Bloch, Ḥayyim Isaac ben Ḥanokh Zundel Ha-Kohen
BLOCH, ḤAYYIM ISAAC BEN ḤANOKH ZUNDEL HA-KOHEN
BLOCH, ḤAYYIM ISAAC BEN ḤANOKH ZUNDEL HA-KOHEN (1864–1948), rabbi and scholar. Bloch, born in Plunge, Lithuania, studied at Grubin and Volozhin. In 1894 he founded a yeshivah in his native town where he was appointed rabbi in 1898. He became rabbi of Bausk in 1902, succeeding Abraham Isaac ha-Kohen *Kook. Bloch was also appointed the official rabbi by the government.

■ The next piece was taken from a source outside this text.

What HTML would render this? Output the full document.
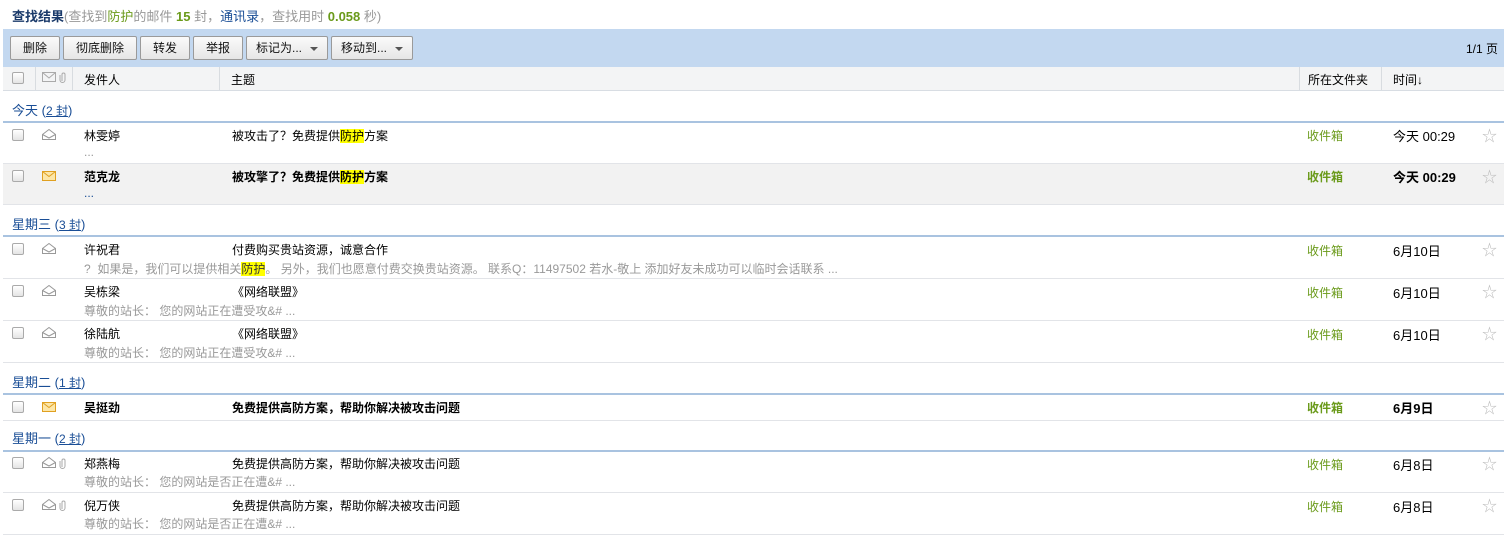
<!DOCTYPE html>
<html><head><meta charset="utf-8"><style>
*{margin:0;padding:0;box-sizing:border-box}
body{width:1504px;height:538px;background:#fff;font-family:"Liberation Sans","Noto Sans CJK SC",sans-serif;font-size:12px;color:#000;position:relative;overflow:hidden}
.a{position:absolute;white-space:nowrap}
.title{left:12px;top:6px;font-size:13px;color:#999}
.title b{color:#1a3a6a}
.g{color:#6a9a1a;font-weight:bold}
.tb{position:absolute;left:3px;top:29px;width:1501px;height:38px;background:#c3d8f0}
.btn{position:absolute;top:7px;height:24px;border:1px solid #9a9a9a;border-radius:2px;background:linear-gradient(#fafafa,#e6e6e6);font-size:12px;line-height:22px;text-align:center;color:#111}
.tri{display:inline-block;width:0;height:0;border-left:4px solid transparent;border-right:4px solid transparent;border-top:4px solid #555;vertical-align:middle;margin-left:8px}
.hd{position:absolute;left:3px;top:67px;width:1501px;height:24px;background:#f3f4f5;border-bottom:1px solid #d8dde3}
.sep{position:absolute;top:0;width:1px;height:23px;background:#d8dce0}
.cb{position:absolute;width:12px;height:12px;border:1px solid #aaa;border-radius:2px;background:linear-gradient(#fff,#e4e4e4)}
.grp{position:absolute;left:12px;font-size:13px;color:#1a4e96}
.grp u{font-size:12px}
.gl{position:absolute;left:3px;width:1501px;height:2px;background:#a9c3e0}
.row{position:absolute;left:3px;width:1501px;border-bottom:1px solid #e2e4e8}
.sum{color:#999}
.fold{color:#6a9a1a}
.hl{background:#ff0}
.star{color:#bbb;font-size:15px}
.bold{font-weight:bold}
</style></head><body>
<div class="a title"><b>查找结果</b>(查找到<span style="color:#6a9a1a">防护</span>的邮件 <span class="g">15</span> 封，<span style="color:#1a4e96">通讯录</span>，查找用时 <span class="g">0.058</span> 秒)</div>
<div class="tb">
<div class="btn" style="left:7px;width:50px">删除</div>
<div class="btn" style="left:60px;width:74px">彻底删除</div>
<div class="btn" style="left:137px;width:50px">转发</div>
<div class="btn" style="left:190px;width:50px">举报</div>
<div class="btn" style="left:243px;width:82px">标记为...<span class="tri"></span></div>
<div class="btn" style="left:328px;width:82px">移动到...<span class="tri"></span></div>
<div class="a" style="right:6px;top:11px">1/1 页</div>
</div>
<div class="hd">
<div class="cb" style="left:9px;top:5px"></div>
<div class="sep" style="left:32px"></div>
<svg class="a" style="left:39px;top:5px" width="26" height="11"><rect x="0.5" y="0.5" width="13" height="9" fill="none" stroke="#aaa"/><path d="M0.5 0.5L7 6L13.5 0.5" fill="none" stroke="#aaa"/><path d="M20 9V2.5a1.5 1.5 0 0 1 3 0V8a2.5 2.5 0 0 1-5 0V3" fill="none" stroke="#aaa"/></svg>
<div class="sep" style="left:69px"></div>
<div class="a" style="left:81px;top:4px">发件人</div>
<div class="sep" style="left:216px"></div>
<div class="a" style="left:228px;top:4px">主题</div>
<div class="sep" style="left:1296px"></div>
<div class="a" style="left:1305px;top:4px">所在文件夹</div>
<div class="sep" style="left:1378px"></div>
<div class="a" style="left:1390px;top:4px">时间↓</div>
</div>

<div class="grp a" style="top:100px">今天 (<u>2 封</u>)</div>
<div class="gl" style="top:121px"></div>
<div class="row" style="top:123px;height:41px"></div>
<div class="row" style="top:164px;height:41px;background:#f2f2f2"></div>

<div class="grp a" style="top:214px">星期三 (<u>3 封</u>)</div>
<div class="gl" style="top:235px"></div>
<div class="row" style="top:237px;height:42px"></div>
<div class="row" style="top:279px;height:42px"></div>
<div class="row" style="top:321px;height:42px"></div>

<div class="grp a" style="top:372px">星期二 (<u>1 封</u>)</div>
<div class="gl" style="top:393px"></div>
<div class="row" style="top:395px;height:26px"></div>

<div class="grp a" style="top:428px">星期一 (<u>2 封</u>)</div>
<div class="gl" style="top:450px"></div>
<div class="row" style="top:452px;height:41px"></div>
<div class="row" style="top:493px;height:42px"></div>

<svg width="0" height="0" style="position:absolute"><defs>
<g id="env"><path d="M0.5 5.5L7 0.5L13.5 5.5V10.5H0.5Z" fill="#fff" stroke="#999"/><path d="M0.5 5.5L7 9L13.5 5.5" fill="none" stroke="#999"/></g>
<g id="envn"><rect x="0.5" y="0.5" width="13" height="9" fill="#fce6a8" stroke="#e0a020"/><path d="M0.5 0.5L7 5.5L13.5 0.5" fill="none" stroke="#e0a020"/></g>
</defs></svg>

<div class="cb" style="left:12px;top:129px"></div>
<svg class="a" style="left:42px;top:129px" width="15" height="12"><use href="#env"/></svg>
<div class="a" style="left:84px;top:127px">林雯婷</div>
<div class="a sum" style="left:84px;top:145px">...</div>
<div class="a" style="left:232px;top:127px">被攻击了？免费提供<span class="hl">防护</span>方案</div>
<div class="a fold" style="left:1307px;top:127px">收件箱</div>
<div class="a" style="left:1393px;top:126px;font-size:13px">今天 00:29</div>
<div class="a star" style="left:1482px;top:125px">☆</div>

<div class="cb" style="left:12px;top:170px"></div>
<svg class="a" style="left:42px;top:171px" width="15" height="11"><use href="#envn"/></svg>
<div class="a bold" style="left:84px;top:168px">范克龙</div>
<div class="a sum" style="left:84px;top:186px;color:#1a4e96">...</div>
<div class="a bold" style="left:232px;top:168px">被攻擎了？免费提供<span class="hl">防护</span>方案</div>
<div class="a fold bold" style="left:1307px;top:168px">收件箱</div>
<div class="a bold" style="left:1393px;top:167px;font-size:13px">今天 00:29</div>
<div class="a star" style="left:1482px;top:166px">☆</div>

<div class="cb" style="left:12px;top:243px"></div>
<svg class="a" style="left:42px;top:243px" width="15" height="12"><use href="#env"/></svg>
<div class="a" style="left:84px;top:241px">许祝君</div>
<div class="a sum" style="left:84px;top:260px">?&nbsp; 如果是，我们可以提供相关<span class="hl" style="color:#333">防护</span>。 另外，我们也愿意付费交换贵站资源。 联系Q：11497502 若水-敬上 添加好友未成功可以临时会话联系 ...</div>
<div class="a" style="left:232px;top:241px">付费购买贵站资源，诚意合作</div>
<div class="a fold" style="left:1307px;top:242px">收件箱</div>
<div class="a" style="left:1393px;top:241px;font-size:13px">6月10日</div>
<div class="a star" style="left:1482px;top:239px">☆</div>

<div class="cb" style="left:12px;top:285px"></div>
<svg class="a" style="left:42px;top:285px" width="15" height="12"><use href="#env"/></svg>
<div class="a" style="left:84px;top:283px">吴栋梁</div>
<div class="a sum" style="left:84px;top:302px">尊敬的站长： 您的网站正在遭受攻&amp;# ...</div>
<div class="a" style="left:232px;top:283px">《网络联盟》</div>
<div class="a fold" style="left:1307px;top:284px">收件箱</div>
<div class="a" style="left:1393px;top:283px;font-size:13px">6月10日</div>
<div class="a star" style="left:1482px;top:281px">☆</div>

<div class="cb" style="left:12px;top:327px"></div>
<svg class="a" style="left:42px;top:327px" width="15" height="12"><use href="#env"/></svg>
<div class="a" style="left:84px;top:325px">徐陆航</div>
<div class="a sum" style="left:84px;top:344px">尊敬的站长： 您的网站正在遭受攻&amp;# ...</div>
<div class="a" style="left:232px;top:325px">《网络联盟》</div>
<div class="a fold" style="left:1307px;top:326px">收件箱</div>
<div class="a" style="left:1393px;top:325px;font-size:13px">6月10日</div>
<div class="a star" style="left:1482px;top:323px">☆</div>

<div class="cb" style="left:12px;top:401px"></div>
<svg class="a" style="left:42px;top:402px" width="15" height="11"><use href="#envn"/></svg>
<div class="a bold" style="left:84px;top:399px">吴挺劲</div>
<div class="a bold" style="left:232px;top:399px">免费提供高防方案，帮助你解决被攻击问题</div>
<div class="a fold bold" style="left:1307px;top:399px">收件箱</div>
<div class="a bold" style="left:1393px;top:398px;font-size:13px">6月9日</div>
<div class="a star" style="left:1482px;top:397px">☆</div>

<div class="cb" style="left:12px;top:457px"></div>
<svg class="a" style="left:42px;top:457px" width="26" height="12"><use href="#env"/><path d="M20 10V3.5a1.5 1.5 0 0 1 3 0V9a2.5 2.5 0 0 1-5 0V4" fill="none" stroke="#aaa"/></svg>
<div class="a" style="left:84px;top:455px">郑燕梅</div>
<div class="a sum" style="left:84px;top:473px">尊敬的站长： 您的网站是否正在遭&amp;# ...</div>
<div class="a" style="left:232px;top:455px">免费提供高防方案，帮助你解决被攻击问题</div>
<div class="a fold" style="left:1307px;top:456px">收件箱</div>
<div class="a" style="left:1393px;top:455px;font-size:13px">6月8日</div>
<div class="a star" style="left:1482px;top:453px">☆</div>

<div class="cb" style="left:12px;top:499px"></div>
<svg class="a" style="left:42px;top:499px" width="26" height="12"><use href="#env"/><path d="M20 10V3.5a1.5 1.5 0 0 1 3 0V9a2.5 2.5 0 0 1-5 0V4" fill="none" stroke="#aaa"/></svg>
<div class="a" style="left:84px;top:497px">倪万侠</div>
<div class="a sum" style="left:84px;top:515px">尊敬的站长： 您的网站是否正在遭&amp;# ...</div>
<div class="a" style="left:232px;top:497px">免费提供高防方案，帮助你解决被攻击问题</div>
<div class="a fold" style="left:1307px;top:498px">收件箱</div>
<div class="a" style="left:1393px;top:497px;font-size:13px">6月8日</div>
<div class="a star" style="left:1482px;top:495px">☆</div>
</body></html>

During World War i he wandered in Russia, returning to Bausk in 1920. In 1922 he went to the United States and was appointed rabbi in Jersey City, New Jersey, where he remained until his death. In 1932 Bloch was elected honorary president of the Union of Orthodox Rabbis of the U.S. and Canada. During World War ii, he was one of the leaders of the Va'ad ha-Haẓalah, which worked to save the Jews of Europe. He published Ḥiddushei ha-Ritba (Yom Tov b. Abraham *Ishbili) on Mo'ed Katan, Megillah, and Makkot, giving the sources, together with an introduction and his own notes and corrections, entitled Divrei Ḥibah (H ayyim I saac B loch H a-Kohen; 1935–39). Under the same title he published in 1941 a work containing some of the halakhic novellae from discourses that he had delivered at the Plungian yeshivah. Bloch was the author of two works on ethics, published anonymously, Likkutei ha-Rayiv (1904) and Ha-Mavḥin (1928).
bibliography:
D. Kamzon (ed.), Yahadut Lita (1959), 45, 200ff.; O.Z. Rand and A.M. Gruenblatt, Toledot Anshei Shem (1950), 9ff.